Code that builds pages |
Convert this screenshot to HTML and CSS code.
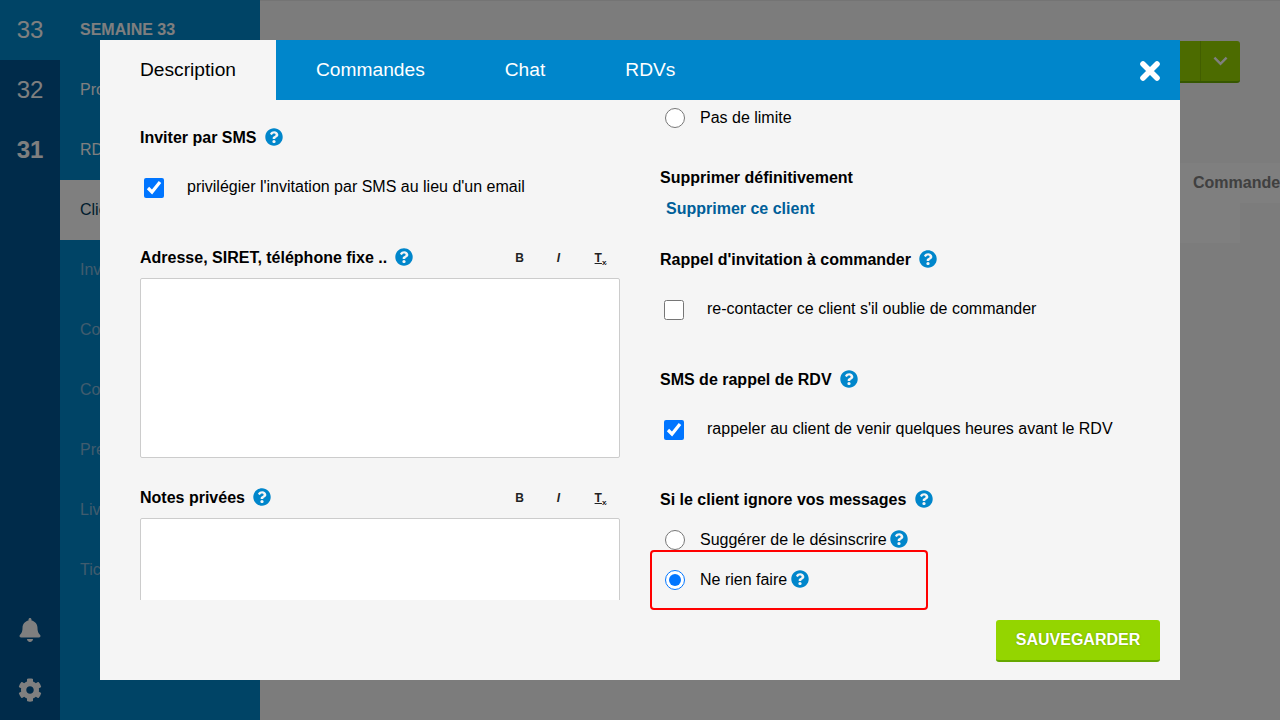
FILE: index.html
```html
<!DOCTYPE html>
<html lang="fr">
<head>
<meta charset="utf-8">
<title>Client</title>
<link rel="stylesheet" href="styles.css">
</head>
<body>
<svg class="defs" width="0" height="0" aria-hidden="true">
  <symbol id="q" viewBox="0 0 512 512"><path fill="currentColor" d="M504 256c0 136.997-111.043 248-248 248S8 392.997 8 256C8 119.083 119.043 8 256 8s248 111.083 248 248zM262.655 90c-54.497 0-89.255 22.957-116.549 63.758-3.536 5.286-2.353 12.415 2.715 16.258l34.699 26.31c5.205 3.947 12.621 3.008 16.665-2.122 17.864-22.658 30.113-35.797 57.303-35.797 20.429 0 45.698 13.148 45.698 32.958 0 14.976-12.363 22.667-32.534 33.976C247.128 238.528 216 254.941 216 296v4c0 6.627 5.373 12 12 12h56c6.627 0 12-5.373 12-12v-1.333c0-28.462 83.186-29.647 83.186-106.667 0-58.002-60.165-102-116.531-102zM256 338c-25.365 0-46 20.635-46 46 0 25.364 20.635 46 46 46s46-20.636 46-46c0-25.365-20.635-46-46-46z"/></symbol>
</svg>

<aside class="rail">
  <div class="week current">33</div>
  <div class="week">32</div>
  <div class="week strong">31</div>
  <div class="rail-icons">
    <svg class="rail-icon" viewBox="0 0 448 512"><path fill="currentColor" d="M224 512c35.32 0 63.97-28.65 63.97-64H160.03c0 35.35 28.65 64 63.97 64zm215.39-149.71c-19.32-20.76-55.47-51.99-55.47-154.29 0-77.7-54.48-139.9-127.94-155.16V32c0-17.67-14.32-32-31.98-32s-31.98 14.33-31.98 32v20.84C118.56 68.1 64.08 130.3 64.08 208c0 102.3-36.15 133.53-55.47 154.29-6 6.45-8.66 14.16-8.61 21.71.11 16.4 12.98 32 32.1 32h383.8c19.12 0 32-15.6 32.1-32 .05-7.55-2.61-15.27-8.61-21.71z"/></svg>
    <svg class="rail-icon" viewBox="0 0 512 512"><path fill="currentColor" d="M487.4 315.7l-42.6-24.6c4.3-23.2 4.3-47 0-70.2l42.6-24.6c4.9-2.8 7.1-8.6 5.5-14-11.1-35.6-30-67.8-54.7-94.6-3.8-4.1-10-5.1-14.8-2.3L380.8 110c-17.9-15.4-38.5-27.3-60.8-35.1V25.8c0-5.6-3.9-10.5-9.4-11.7-36.7-8.2-74.3-7.8-109.2 0-5.5 1.2-9.4 6.1-9.4 11.7V75c-22.2 7.9-42.8 19.8-60.8 35.1L88.7 85.5c-4.9-2.8-11-1.9-14.8 2.3-24.7 26.7-43.6 58.9-54.7 94.6-1.7 5.4.6 11.2 5.5 14L67.3 221c-4.3 23.2-4.3 47 0 70.2l-42.6 24.6c-4.9 2.8-7.1 8.6-5.5 14 11.1 35.6 30 67.8 54.7 94.6 3.8 4.1 10 5.1 14.8 2.3l42.6-24.6c17.9 15.4 38.5 27.3 60.8 35.1v49.2c0 5.6 3.9 10.5 9.4 11.7 36.7 8.2 74.3 7.8 109.2 0 5.5-1.2 9.4-6.1 9.4-11.7v-49.2c22.2-7.9 42.8-19.8 60.8-35.1l42.6 24.6c4.9 2.8 11 1.9 14.8-2.3 24.7-26.7 43.6-58.9 54.7-94.6 1.5-5.5-.7-11.3-5.6-14.1zM256 336c-44.1 0-80-35.9-80-80s35.9-80 80-80 80 35.9 80 80-35.9 80-80 80z"/></svg>
  </div>
</aside>

<nav class="nav">
  <div class="nav-title">SEMAINE 33</div>
  <div class="nav-item">Produits</div>
  <div class="nav-item">RDVs</div>
  <div class="nav-item active">Clients</div>
  <div class="nav-item dim">Invitations</div>
  <div class="nav-item dim">Commandes</div>
  <div class="nav-item dim">Coupons</div>
  <div class="nav-item dim">Présentation</div>
  <div class="nav-item dim">Livraisons</div>
  <div class="nav-item dim">Tickets</div>
</nav>

<main class="main">
  <div class="actions">
    <div class="split-button">
      <span class="split-label"></span>
      <span class="split-toggle">
        <svg class="chevron" viewBox="0 0 16 10"><path d="M1.5 1.5 8 8l6.5-6.5" fill="none" stroke="currentColor" stroke-width="2.6"/></svg>
      </span>
    </div>
  </div>
  <div class="table-head"><span class="table-col">Commande</span></div>
  <div class="table-row"></div>
</main>

<div class="overlay"></div>

<section class="modal">
  <header class="tabs">
    <div class="tab selected">Description</div>
    <div class="tab">Commandes</div>
    <div class="tab">Chat</div>
    <div class="tab">RDVs</div>
    <svg class="close" viewBox="0 0 22 22"><path d="M4 4 18 18M18 4 4 18" fill="none" stroke="currentColor" stroke-width="5.6" stroke-linecap="round"/></svg>
  </header>

  <div class="content">
    <div class="col col-left">
      <div class="head head-first">Inviter par SMS <svg class="help head-help"><use href="#q"/></svg></div>
      <label class="check-row gap-31"><input class="box" type="checkbox" checked><span class="check-label">privilégier l'invitation par SMS au lieu d'un email</span></label>

      <div class="head head-49 head-bar">
        <span class="head-text">Adresse, SIRET, téléphone fixe .. <svg class="help head-help nudge-left"><use href="#q"/></svg></span>
        <span class="tools"><b class="tool">B</b><i class="tool">I</i><span class="tool clear">T<sub class="clear-x">x</sub></span></span>
      </div>
      <div class="editor"></div>

      <div class="head head-29 head-bar">
        <span class="head-text">Notes privées <svg class="help head-help"><use href="#q"/></svg></span>
        <span class="tools"><b class="tool">B</b><i class="tool">I</i><span class="tool clear">T<sub class="clear-x">x</sub></span></span>
      </div>
      <div class="editor"></div>
    </div>

    <div class="col col-right">
      <label class="radio-row"><input class="round" type="radio" name="limit"><span>Pas de limite</span></label>

      <div class="head head-39">Supprimer définitivement</div>
      <a class="link">Supprimer ce client</a>

      <div class="head head-31">Rappel d'invitation à commander <svg class="help head-help"><use href="#q"/></svg></div>
      <label class="check-row gap-31"><input class="box" type="checkbox"><span class="check-label">re-contacter ce client s'il oublie de commander</span></label>

      <div class="head head-49">SMS de rappel de RDV <svg class="help head-help"><use href="#q"/></svg></div>
      <label class="check-row gap-31"><input class="box" type="checkbox" checked><span class="check-label">rappeler au client de venir quelques heures avant le RDV</span></label>

      <div class="head head-49">Si le client ignore vos messages <svg class="help head-help"><use href="#q"/></svg></div>
      <label class="radio-row gap-21"><input class="round" type="radio" name="ignore"><span>Suggérer de le désinscrire</span><svg class="help radio-help"><use href="#q"/></svg></label>
      <label class="radio-row gap-20"><input class="round" type="radio" name="ignore" checked><span>Ne rien faire</span><svg class="help radio-help nudge-right"><use href="#q"/></svg></label>
    </div>
  </div>

  <footer class="footer"><button class="save">SAUVEGARDER</button></footer>
  <div class="highlight"></div>
</section>
</body>
</html>
```
FILE: styles.css
```css
* { box-sizing: border-box; }
html, body { height: 100%; }
body {
  margin: 0;
  display: flex;
  height: 720px;
  overflow: hidden;
  background: #f8f8f8;
  font-family: "Liberation Sans", Arial, sans-serif;
  font-size: 16px;
  color: #000;
}
.defs { position: absolute; }

.rail {
  width: 60px;
  flex: none;
  background: #005694;
  color: #fff;
  display: flex;
  flex-direction: column;
}
.week {
  height: 60px;
  line-height: 60px;
  text-align: center;
  font-size: 24px;
}
.week.current { background: #0088cc; }
.week.strong { font-weight: 700; }
.rail-icons {
  margin-top: auto;
  display: flex;
  flex-direction: column;
  align-items: center;
}
.rail-icon {
  width: 24px;
  height: 24px;
  margin-bottom: 36px;
}
.rail-icons .rail-icon:last-child { margin-bottom: 18px; }

.nav {
  width: 200px;
  flex: none;
  background: #0088cc;
  color: #fff;
}
.nav-title {
  height: 60px;
  line-height: 60px;
  padding-left: 20px;
  font-weight: 700;
}
.nav-item {
  height: 60px;
  line-height: 60px;
  padding-left: 20px;
  white-space: nowrap;
}
.nav-item.active { background: #fff; color: #003a5c; }
.nav-item.dim { color: #80b8dc; }

.main {
  flex: 1;
  min-width: 0;
  border-top: 1px solid #e8e8e8;
  overflow: hidden;
}
.actions {
  display: flex;
  justify-content: flex-end;
  padding: 40px 40px 0 0;
}
.split-button {
  display: flex;
  width: 260px;
  height: 42px;
  background: #98d600;
  border-bottom: 2px solid #6cae00;
  border-radius: 3px;
}
.split-label { flex: 1; }
.split-toggle {
  width: 40px;
  border-left: 1px solid #84bc00;
  display: flex;
  align-items: center;
  justify-content: center;
  color: #fff;
}
.chevron { width: 15px; height: 10px; }
.table-head {
  margin-top: 80px;
  height: 40px;
  line-height: 40px;
  background: #fff;
  display: flex;
  justify-content: flex-end;
}
.table-col {
  width: 87px;
  flex: none;
  font-weight: 700;
  color: #808080;
  white-space: nowrap;
}
.table-row {
  height: 40px;
  margin-right: 40px;
  background: #fff;
}

.overlay {
  position: absolute;
  inset: 0;
  background: rgba(0, 0, 0, .5);
}

.modal {
  position: absolute;
  left: 100px;
  top: 40px;
  width: 1080px;
  height: 640px;
  background: #f5f5f5;
  display: flex;
  flex-direction: column;
}
.tabs {
  height: 60px;
  flex: none;
  background: #0086cb;
  display: flex;
  align-items: stretch;
  position: relative;
}
.tab {
  padding: 0 40px;
  line-height: 60px;
  font-size: 19.2px;
  color: #fff;
}
.tab.selected { background: #f5f5f5; color: #000; }
.close {
  position: absolute;
  right: 19px;
  top: 20px;
  width: 22px;
  height: 22px;
  color: #fff;
}

.content {
  height: 500px;
  flex: none;
  overflow: hidden;
  display: flex;
  gap: 40px;
  padding: 0 40px;
}
.col { width: 480px; flex: none; }
.col-left { padding-top: 27px; }
.col-right { padding-top: 8px; }

.head {
  font-weight: 700;
  height: 20px;
  line-height: 22px;
  display: flex;
  align-items: flex-start;
  gap: 4px;
  white-space: pre;
}
.head-text { display: flex; align-items: flex-start; gap: 4px; white-space: pre; }
.head-bar { justify-content: space-between; }
.head-29 { margin-top: 29px; }
.head-31 { margin-top: 31px; }
.head-39 { margin-top: 39px; }
.head-49 { margin-top: 49px; }

.help {
  width: 18px;
  height: 18px;
  color: #0086cb;
  flex: none;
}
.head-help { margin-top: 1px; }
.nudge-left { margin-left: -1px; }
.radio-help { margin-left: 3px; margin-top: -2px; }
.nudge-right { margin-left: 4px; }

.tools { display: flex; align-items: center; width: 120px; }
.tool {
  width: 40px;
  text-align: center;
  font-size: 12px;
  font-weight: 700;
  color: #222;
}
.clear { text-decoration: underline; margin-left: 3px; }
.clear-x { font-size: 8px; line-height: 0; }

.check-row {
  display: flex;
  align-items: flex-start;
  line-height: 20px;
}
.gap-31 { margin-top: 31px; }
.box {
  width: 20px;
  height: 20px;
  margin: 0 23px 0 4px;
  flex: none;
}
.check-label { margin-top: -1px; }

.radio-row {
  display: flex;
  align-items: center;
  line-height: 20px;
}
.gap-21 { margin-top: 21px; }
.gap-20 { margin-top: 20px; }
.round {
  width: 20px;
  height: 20px;
  margin: 0 15px 0 5px;
  flex: none;
}

.link {
  display: block;
  margin-top: 11px;
  padding-left: 6px;
  height: 20px;
  line-height: 22px;
  font-weight: 700;
  color: #005f99;
}

.editor {
  margin-top: 11px;
  height: 180px;
  flex: none;
  background: #fff;
  border: 1px solid #ccc;
  border-radius: 2px;
}

.footer {
  flex: 1;
  display: flex;
  justify-content: flex-end;
  align-items: flex-start;
  padding: 20px 20px 0 0;
}
.save {
  width: 164px;
  height: 42px;
  padding: 0;
  border: 0;
  border-bottom: 2px solid #66a800;
  border-radius: 3px;
  background: #94d500;
  color: #fff;
  font-family: inherit;
  font-size: 16px;
  font-weight: 700;
  text-shadow: 0 0 2px rgba(0, 0, 0, .25);
}

.highlight {
  position: absolute;
  left: 550px;
  top: 510px;
  width: 278px;
  height: 60px;
  border: 2px solid #f00;
  border-radius: 4px;
}
```
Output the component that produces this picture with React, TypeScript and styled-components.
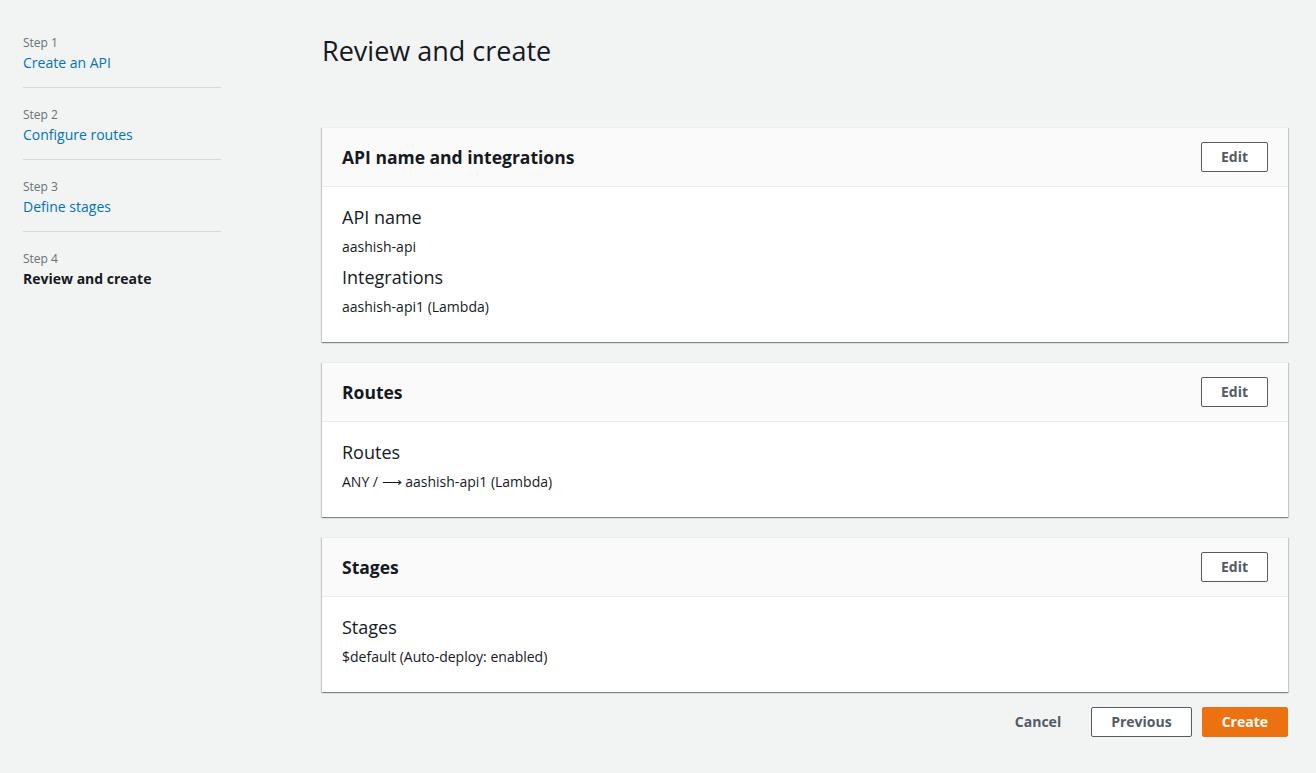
import React from "react";
import styled, { createGlobalStyle } from "styled-components";

const GlobalStyle = createGlobalStyle`
  html, body {
    margin: 0;
    padding: 0;
    background: #f2f3f3;
    font-family: "Open Sans", "Noto Sans", Arial, sans-serif;
    color: #16191f;
    -webkit-font-smoothing: antialiased;
  }
  * { box-sizing: border-box; }
`;

const Page = styled.div`
  display: grid;
  grid-template-columns: 198px 1fr;
  column-gap: 101px;
  padding: 0 28px 0 23px;
  min-height: 773px;
`;

const Sidebar = styled.nav`
  display: flex;
  flex-direction: column;
  padding-top: 35px;
`;

const StepItem = styled.div<{ $last?: boolean }>`
  display: flex;
  flex-direction: column;
  gap: 1px;
  padding-bottom: 13px;
  margin-bottom: 19px;
  border-bottom: ${(p) => (p.$last ? "none" : "1px solid #d5dbdb")};
`;

const StepLabel = styled.span`
  font-size: 12px;
  line-height: 16px;
  color: #687078;
`;

const StepLink = styled.a<{ $active?: boolean }>`
  font-size: 14px;
  line-height: 22px;
  color: ${(p) => (p.$active ? "#16191f" : "#0073bb")};
  font-weight: ${(p) => (p.$active ? 700 : 400)};
  text-decoration: none;
  cursor: pointer;
`;

const Main = styled.main`
  display: flex;
  flex-direction: column;
  padding-top: 33px;
`;

const Title = styled.h1`
  margin: 0 0 58px;
  font-size: 27px;
  line-height: 36px;
  font-weight: 400;
  color: #16191f;
`;

const Cards = styled.div`
  display: flex;
  flex-direction: column;
  gap: 20px;
`;

const Card = styled.section`
  background: #ffffff;
  border-top: 1px solid #eaeded;
  box-shadow: 0 1px 1px 0 rgba(0, 28, 36, 0.3),
    1px 1px 1px 0 rgba(0, 28, 36, 0.15),
    -1px 1px 1px 0 rgba(0, 28, 36, 0.15);
`;

const CardHeader = styled.header`
  display: flex;
  align-items: center;
  justify-content: space-between;
  height: 59px;
  padding: 0 20px;
  background: #fafafa;
  border-bottom: 1px solid #eaeded;
`;

const CardTitle = styled.h2`
  margin: 0;
  font-size: 17.5px;
  line-height: 22px;
  font-weight: 700;
  color: #16191f;
`;

const CardBody = styled.div`
  display: flex;
  flex-direction: column;
  gap: 8px;
  padding: 19px 20px 24px;
`;

const FieldLabel = styled.div`
  font-size: 18px;
  line-height: 22px;
  color: #16191f;
`;

const FieldValue = styled.div`
  font-size: 14px;
  line-height: 22px;
  color: #16191f;
`;

const Button = styled.button<{ $variant?: "normal" | "primary" | "link" }>`
  height: 30px;
  padding: 0 19px;
  font-family: inherit;
  font-size: 14px;
  font-weight: 700;
  line-height: 22px;
  border-radius: 2px;
  cursor: pointer;
  border: 1px solid
    ${(p) =>
      p.$variant === "primary"
        ? "#ec7211"
        : p.$variant === "link"
        ? "transparent"
        : "#545b64"};
  background: ${(p) =>
    p.$variant === "primary"
      ? "#ec7211"
      : p.$variant === "link"
      ? "transparent"
      : "#ffffff"};
  color: ${(p) => (p.$variant === "primary" ? "#ffffff" : "#545b64")};
`;

const Actions = styled.div`
  display: flex;
  justify-content: flex-end;
  gap: 10px;
  margin-top: 15px;
`;

const steps = [
  { label: "Step 1", title: "Create an API" },
  { label: "Step 2", title: "Configure routes" },
  { label: "Step 3", title: "Define stages" },
  { label: "Step 4", title: "Review and create", active: true },
];

const sections = [
  {
    title: "API name and integrations",
    fields: [
      { label: "API name", value: "aashish-api" },
      { label: "Integrations", value: "aashish-api1 (Lambda)" },
    ],
  },
  {
    title: "Routes",
    fields: [{ label: "Routes", value: "ANY / \u27F6 aashish-api1 (Lambda)" }],
  },
  {
    title: "Stages",
    fields: [{ label: "Stages", value: "$default (Auto-deploy: enabled)" }],
  },
];

export default function App() {
  return (
    <>
      <GlobalStyle />
      <Page>
        <Sidebar>
          {steps.map((s, i) => (
            <StepItem key={s.label} $last={i === steps.length - 1}>
              <StepLabel>{s.label}</StepLabel>
              <StepLink $active={s.active}>{s.title}</StepLink>
            </StepItem>
          ))}
        </Sidebar>
        <Main>
          <Title>Review and create</Title>
          <Cards>
            {sections.map((sec) => (
              <Card key={sec.title}>
                <CardHeader>
                  <CardTitle>{sec.title}</CardTitle>
                  <Button>Edit</Button>
                </CardHeader>
                <CardBody>
                  {sec.fields.map((f) => (
                    <React.Fragment key={f.label}>
                      <FieldLabel>{f.label}</FieldLabel>
                      <FieldValue>{f.value}</FieldValue>
                    </React.Fragment>
                  ))}
                </CardBody>
              </Card>
            ))}
          </Cards>
          <Actions>
            <Button $variant="link">Cancel</Button>
            <Button>Previous</Button>
            <Button $variant="primary">Create</Button>
          </Actions>
        </Main>
      </Page>
    </>
  );
}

WHAT YOU ARE ASKED TO DO | From the records above, report the count of lines containing "this" and nothing more.

FINAL RESULT | 2